Koranavirüs ve Düşündürdükleri
Abdullah UZUN
Çok değil, daha bir ay önce sokaklarda şen şakrak geziyorduk.
Bugünler aklımıza hiç gelmiyor. Getirmiyorduk.
Nereden bilecektik..!
Pazar Demokrasi Meydanında aşağı yukarı turlamanın bu kadar değerli olduğunu,
Ve bize bu turlamalardan dolay “Kaldırım Mühendisi” mi oldunuz diyenlerin sözlerini,
Hızır Tonyalı kardeşimizin dükkânında “Hızır Bir Çay Söyle” sözlerimizin ne kadar değerli olduğunu,
“Yarın ne olacak” diye düşünmeden uzun yılların plan ve projeleri ile kafa yormanın,
Sabah erkenden kalkıp, sahilde tur atmanın,
Mustafa Bozkurt abimizin büfesinde kısa da olsa sohbet etmenin,
Bu kadar değerli ve kıymetli olduğunu…
Şimdi evdeyiz. Yaş kemale erdi.65 olduk.
Ve Rabbim hanımla ilke ke bu kadar baş başa olmayı bize fırsat tanıdı.

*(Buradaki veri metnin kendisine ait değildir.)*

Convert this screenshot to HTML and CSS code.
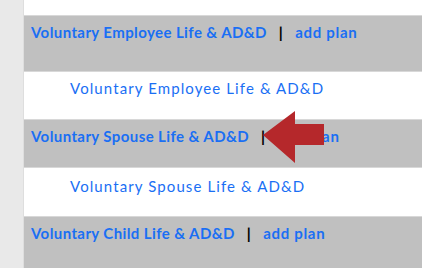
FILE: index.html
```html
<!DOCTYPE html>
<html lang="en">
<head>
  <meta charset="UTF-8">
  <title>Plans</title>
  <link rel="stylesheet" href="styles.css">
</head>
<body>
  <div class="sidebar"></div>
  <div class="content">
    <div class="spacer"></div>
    <div class="plan-head plan-head--first">
      <a class="plan-title" href="#">Voluntary Employee Life &amp; AD&amp;D</a>
      <span class="sep">|</span>
      <a class="plan-add" href="#">add plan</a>
    </div>
    <div class="plan-row">
      <a class="plan-link" href="#">Voluntary Employee Life &amp; AD&amp;D</a>
    </div>
    <div class="plan-head">
      <a class="plan-title" href="#">Voluntary Spouse Life &amp; AD&amp;D</a>
      <span class="sep">|</span>
      <a class="plan-add" href="#">add plan</a>
    </div>
    <div class="plan-row plan-row--tall">
      <a class="plan-link" href="#">Voluntary Spouse Life &amp; AD&amp;D</a>
    </div>
    <div class="plan-head plan-head--last">
      <a class="plan-title" href="#">Voluntary Child Life &amp; AD&amp;D</a>
      <span class="sep">|</span>
      <a class="plan-add" href="#">add plan</a>
    </div>
  </div>
  <svg class="pointer" width="64" height="56" viewBox="0 0 64 56">
    <polygon points="1,25 33,1 33,14 62,14 62,35 33,35 33,53" fill="#b5282b"/>
  </svg>
</body>
</html>
```

FILE: styles.css
```css
body {
  margin: 0;
  display: flex;
  height: 268px;
  overflow: hidden;
  font-family: "Lato", "Open Sans", sans-serif;
  background: #fff;
}

.sidebar {
  width: 23px;
  background: #e9e9e9;
  border-right: 1px solid #dedede;
}

.content {
  flex: 1;
  display: flex;
  flex-direction: column;
}

.spacer {
  height: 15px;
}

.plan-head {
  box-sizing: border-box;
  height: 49px;
  padding: 6px 0 0 7px;
  background: #c0c0c0;
  border-top: 1px solid #d8d8d8;
  border-bottom: 1px solid #d8d8d8;
  display: flex;
  align-items: flex-start;
  font-size: 15px;
  line-height: 20px;
  font-weight: bold;
  letter-spacing: 0.4px;
  white-space: nowrap;
}

.plan-head--first {
  height: 57px;
}

.plan-head--last {
  flex: 1;
  border-bottom: 0;
}

.plan-title,
.plan-add,
.plan-link {
  color: #1a6ff4;
  text-decoration: none;
}

.plan-add {
  letter-spacing: 0.7px;
}

.sep {
  color: #000;
  font-weight: 900;
  margin: 0 12px 0 12px;
}

.plan-row {
  box-sizing: border-box;
  height: 47px;
  padding: 6px 0 0 46px;
  font-size: 15px;
  line-height: 20px;
  letter-spacing: 1.1px;
  white-space: nowrap;
}

.plan-row--tall {
  height: 48px;
  padding-top: 8px;
}

.pointer {
  position: absolute;
  left: 262px;
  top: 110px;
}
```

Her şeyde bir hayır vardır.
Ben şerlerin bile içinde hayırları saklayan Rabbime daima şükür edip, emrine uymaya çalışıyorum.
Asla endişeye kapılmadım. Kapılmam. Rabbim “OL” demeden yaprak dahi kıpırdamaz.
Ben tedbir alırım. Gerisini Rabbime bırakırım. Ecel Gâvurun memleketinde çıkan bir “Virüs” le ölüm yazmışsa bunu beşerin önleme şansı asla yoktur.
Planlar yapıyorduk. Dağda karlar eriyor. Artık “gitme” zamanı geliyor diye..
Bizim planlarımızın yanında Allah’ın planlarının geçerli olduğu gafleti bize “ders” olsun.
Bu Virüste “Meydanda bir bardak Çay içmenin” ne kadar değer taşıdığını,
Arkadaşlarımızla asla küskünlük yaşanmamasının,
Kimsenin kalbinin kırılmamasının,
Ve dünyanın ne kadar küçük olduğunu,
Allah’ın kudretini yakından görüp, bir kez daha tefekkür etmenin önemli olduğunu ÖĞRENDİM.
Hoş geldin Melun VİRÜS, git artık. DERS aldık. Umarım yine eski halleri yaşamayız.
Yaşarsak da sırada bekleyen musibet gelir.
Ve dünya hayatı böylece geri videsi olmayan bir yolda, hep ileriye gidip MENZİL de son bulur.